*Given problem:* Transcribe the full listing exactly, and drop every picture.

*Collected material:*
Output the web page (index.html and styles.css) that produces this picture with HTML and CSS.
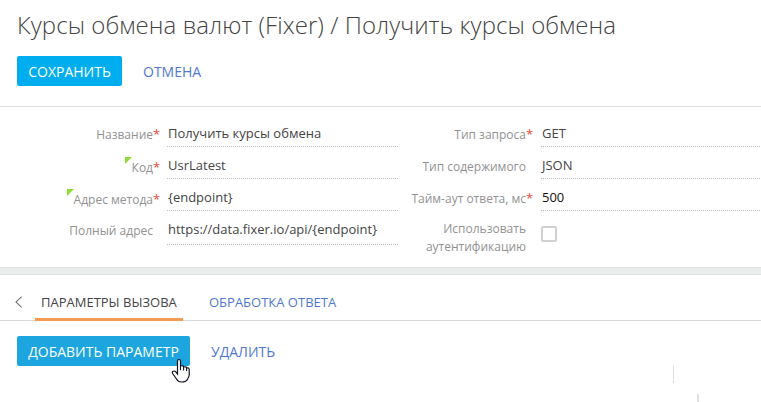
FILE: index.html
```html
<!DOCTYPE html>
<html lang="ru">
<head>
<meta charset="utf-8">
<title>Получить курсы обмена</title>
<link rel="stylesheet" href="styles.css">
</head>
<body>
<header class="header">
  <h1 class="title">Курсы обмена валют (Fixer) / Получить курсы обмена</h1>
  <div class="actions">
    <button class="btn btn-save">СОХРАНИТЬ</button>
    <button class="link">ОТМЕНА</button>
  </div>
</header>
<main class="form">
  <div class="column">
    <div class="row"><label class="label required">Название</label><div class="value">Получить курсы обмена</div></div>
    <div class="row"><label class="label low required marked">Код</label><div class="value">UsrLatest</div></div>
    <div class="row"><label class="label low required marked">Адрес метода</label><div class="value">{endpoint}</div></div>
    <div class="row row-tall"><label class="label">Полный адрес</label><div class="value">https://data.fixer.io/api/{endpoint}</div></div>
  </div>
  <div class="column">
    <div class="row"><label class="label required">Тип запроса</label><div class="value">GET</div></div>
    <div class="row"><label class="label">Тип содержимого</label><div class="value">JSON</div></div>
    <div class="row"><label class="label required">Тайм-аут ответа, мс</label><div class="value number">500</div></div>
    <div class="row row-check"><label class="label auth">Использовать<br>аутентификацию</label><span class="checkbox"></span></div>
  </div>
</main>
<div class="divider"></div>
<nav class="tabs">
  <svg class="prev" width="8" height="12" viewBox="0 0 8 12"><path d="M6.6 .6 1 6l5.600 5.400" fill="none" stroke="#777" stroke-width="1.100"/></svg>
  <a class="tab active">ПАРАМЕТРЫ ВЫЗОВА</a>
  <a class="tab">ОБРАБОТКА ОТВЕТА</a>
</nav>
<section class="detail">
  <button class="btn btn-add">ДОБАВИТЬ ПАРАМЕТР</button>
  <button class="link">УДАЛИТЬ</button>
  <svg class="cursor" width="20" height="26" viewBox="0 0 20 26"><path d="M6.500 14V3.200Q6.500 1.500 8 1.500T9.500 3.200V8Q12.500 7.200 12.700 9Q15.300 8.200 15.600 10Q18.200 9.200 18.200 11.500V17Q18 19 16.600 21Q15.500 24 10.500 24Q7 24 5.500 21L1.600 15.500Q.7 14 2.200 13.200Q3.600 12.500 5 14.200L6.500 16Z" fill="#fff" stroke="#111322" stroke-width="1.200"/><path d="M9.500 7.500v4.700M12.600 8.800v3.800M15.600 9.700v3.300" fill="none" stroke="#111322" stroke-width="1.100"/></svg>
  <i class="tick tick-upper"></i>
  <i class="tick tick-lower"></i>
</section>
</body>
</html>
```
FILE: styles.css
```css
* { box-sizing: border-box; }
body {
  margin: 0;
  width: 761px;
  height: 402px;
  overflow: hidden;
  background: #fff;
  color: #444;
  font: 13px/18px "Open Sans", sans-serif;
  white-space: nowrap;
}
button { height: 30px; border: 0; padding: 2px 0 0; background: none; font: inherit; white-space: nowrap; }
.header { height: 107px; padding: 7px 17px 0; border-bottom: 1px solid #e1e1e1; }
.title { margin: 0; height: 49px; font-size: 24px; line-height: 35px; font-weight: 300; letter-spacing: .06px; color: #444; }
.actions { display: flex; height: 30px; }
.btn { border-radius: 2px; color: #fff; font-size: 14px; line-height: 28px; }
.btn-save { width: 105px; background: #00aeef; }
.btn-add { width: 173px; background: #1ca5de; }
.link { margin-left: 21px; color: #5078d0; font-size: 14px; line-height: 28px; }
.form { display: grid; grid-template-columns: 398px 363px; height: 160px; padding-top: 14px; }
.row { display: grid; height: 32px; }
.column:first-child .row { grid-template-columns: 153px 231px; column-gap: 14px; }
.column:last-child .row { grid-template-columns: 128px 220px; column-gap: 15px; }
.label { position: relative; justify-self: end; height: 18px; margin-top: 5px; color: #929292; font-size: 12px; }
.label.low { margin-top: 6px; }
.required::after { content: "*"; position: absolute; left: 100%; top: -1px; color: #ef4a3a; font-size: 13px; }
.marked::before { content: ""; position: absolute; left: -7px; top: -2px; border-top: 7px solid #8ddd32; border-right: 7px solid transparent; }
.value { height: 26px; padding: 3px 0 0 1px; background: repeating-linear-gradient(90deg, #bbb 0 1px, transparent 1px 2px) bottom / 100% 1px no-repeat; }
.number { color: #111; }
.row-tall .value { height: 28px; }
.row-check { height: 40px; }
.auth { text-align: right; margin-top: 3px; }
.checkbox { width: 16px; height: 16px; margin-top: 9px; border: 2px solid #d0d0d0; border-radius: 2px; }
.divider { height: 8px; border: solid #dfe2e2; border-width: 1px 0; background: #e9eeed; }
.tabs { display: flex; height: 46px; border-bottom: 1px solid #d9d9d9; }
.prev { margin: 21px 12px 0 15px; }
.tab { height: 46px; padding: 18px 6px 0; color: #5078d0; }
.active { width: 148px; border-bottom: 3px solid #f39b53; color: #444; }
.tab + .tab { margin-left: 20px; }
.detail { position: relative; display: flex; height: 81px; padding: 15px 17px 0; }
.cursor { position: absolute; left: 170.500px; top: 36.500px; }
.tick { position: absolute; background: #e0e0e0; }
.tick-upper { left: 673px; top: 45px; width: 1px; height: 17px; }
.tick-lower { left: 697px; top: 73px; width: 2px; height: 8px; }
```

*In response:*
Output the web page (index.html and styles.css) that produces this picture with HTML and CSS.
FILE: index.html
```html
<!DOCTYPE html>
<html lang="ru">
<head>
<meta charset="utf-8">
<title>Получить курсы обмена</title>
<link rel="stylesheet" href="styles.css">
</head>
<body>
<header class="header">
  <h1 class="title">Курсы обмена валют (Fixer) / Получить курсы обмена</h1>
  <div class="actions">
    <button class="btn btn-save">СОХРАНИТЬ</button>
    <button class="link">ОТМЕНА</button>
  </div>
</header>
<main class="form">
  <div class="column">
    <div class="row"><label class="label required">Название</label><div class="value">Получить курсы обмена</div></div>
    <div class="row"><label class="label low required marked">Код</label><div class="value">UsrLatest</div></div>
    <div class="row"><label class="label low required marked">Адрес метода</label><div class="value">{endpoint}</div></div>
    <div class="row row-tall"><label class="label">Полный адрес</label><div class="value">https://data.fixer.io/api/{endpoint}</div></div>
  </div>
  <div class="column">
    <div class="row"><label class="label required">Тип запроса</label><div class="value">GET</div></div>
    <div class="row"><label class="label">Тип содержимого</label><div class="value">JSON</div></div>
    <div class="row"><label class="label required">Тайм-аут ответа, мс</label><div class="value number">500</div></div>
    <div class="row row-check"><label class="label auth">Использовать<br>аутентификацию</label><span class="checkbox"></span></div>
  </div>
</main>
<div class="divider"></div>
<nav class="tabs">
  <svg class="prev" width="8" height="12" viewBox="0 0 8 12"><path d="M6.6 .6 1 6l5.600 5.400" fill="none" stroke="#777" stroke-width="1.100"/></svg>
  <a class="tab active">ПАРАМЕТРЫ ВЫЗОВА</a>
  <a class="tab">ОБРАБОТКА ОТВЕТА</a>
</nav>
<section class="detail">
  <button class="btn btn-add">ДОБАВИТЬ ПАРАМЕТР</button>
  <button class="link">УДАЛИТЬ</button>
  <svg class="cursor" width="20" height="26" viewBox="0 0 20 26"><path d="M6.500 14V3.200Q6.500 1.500 8 1.500T9.500 3.200V8Q12.500 7.200 12.700 9Q15.300 8.200 15.600 10Q18.200 9.200 18.200 11.500V17Q18 19 16.600 21Q15.500 24 10.500 24Q7 24 5.500 21L1.600 15.500Q.7 14 2.200 13.200Q3.600 12.500 5 14.200L6.500 16Z" fill="#fff" stroke="#111322" stroke-width="1.200"/><path d="M9.500 7.500v4.700M12.600 8.800v3.800M15.600 9.700v3.300" fill="none" stroke="#111322" stroke-width="1.100"/></svg>
  <i class="tick tick-upper"></i>
  <i class="tick tick-lower"></i>
</section>
</body>
</html>
```
FILE: styles.css
```css
* { box-sizing: border-box; }
body {
  margin: 0;
  width: 761px;
  height: 402px;
  overflow: hidden;
  background: #fff;
  color: #444;
  font: 13px/18px "Open Sans", sans-serif;
  white-space: nowrap;
}
button { height: 30px; border: 0; padding: 2px 0 0; background: none; font: inherit; white-space: nowrap; }
.header { height: 107px; padding: 7px 17px 0; border-bottom: 1px solid #e1e1e1; }
.title { margin: 0; height: 49px; font-size: 24px; line-height: 35px; font-weight: 300; letter-spacing: .06px; color: #444; }
.actions { display: flex; height: 30px; }
.btn { border-radius: 2px; color: #fff; font-size: 14px; line-height: 28px; }
.btn-save { width: 105px; background: #00aeef; }
.btn-add { width: 173px; background: #1ca5de; }
.link { margin-left: 21px; color: #5078d0; font-size: 14px; line-height: 28px; }
.form { display: grid; grid-template-columns: 398px 363px; height: 160px; padding-top: 14px; }
.row { display: grid; height: 32px; }
.column:first-child .row { grid-template-columns: 153px 231px; column-gap: 14px; }
.column:last-child .row { grid-template-columns: 128px 220px; column-gap: 15px; }
.label { position: relative; justify-self: end; height: 18px; margin-top: 5px; color: #929292; font-size: 12px; }
.label.low { margin-top: 6px; }
.required::after { content: "*"; position: absolute; left: 100%; top: -1px; color: #ef4a3a; font-size: 13px; }
.marked::before { content: ""; position: absolute; left: -7px; top: -2px; border-top: 7px solid #8ddd32; border-right: 7px solid transparent; }
.value { height: 26px; padding: 3px 0 0 1px; background: repeating-linear-gradient(90deg, #bbb 0 1px, transparent 1px 2px) bottom / 100% 1px no-repeat; }
.number { color: #111; }
.row-tall .value { height: 28px; }
.row-check { height: 40px; }
.auth { text-align: right; margin-top: 3px; }
.checkbox { width: 16px; height: 16px; margin-top: 9px; border: 2px solid #d0d0d0; border-radius: 2px; }
.divider { height: 8px; border: solid #dfe2e2; border-width: 1px 0; background: #e9eeed; }
.tabs { display: flex; height: 46px; border-bottom: 1px solid #d9d9d9; }
.prev { margin: 21px 12px 0 15px; }
.tab { height: 46px; padding: 18px 6px 0; color: #5078d0; }
.active { width: 148px; border-bottom: 3px solid #f39b53; color: #444; }
.tab + .tab { margin-left: 20px; }
.detail { position: relative; display: flex; height: 81px; padding: 15px 17px 0; }
.cursor { position: absolute; left: 170.500px; top: 36.500px; }
.tick { position: absolute; background: #e0e0e0; }
.tick-upper { left: 673px; top: 45px; width: 1px; height: 17px; }
.tick-lower { left: 697px; top: 73px; width: 2px; height: 8px; }
```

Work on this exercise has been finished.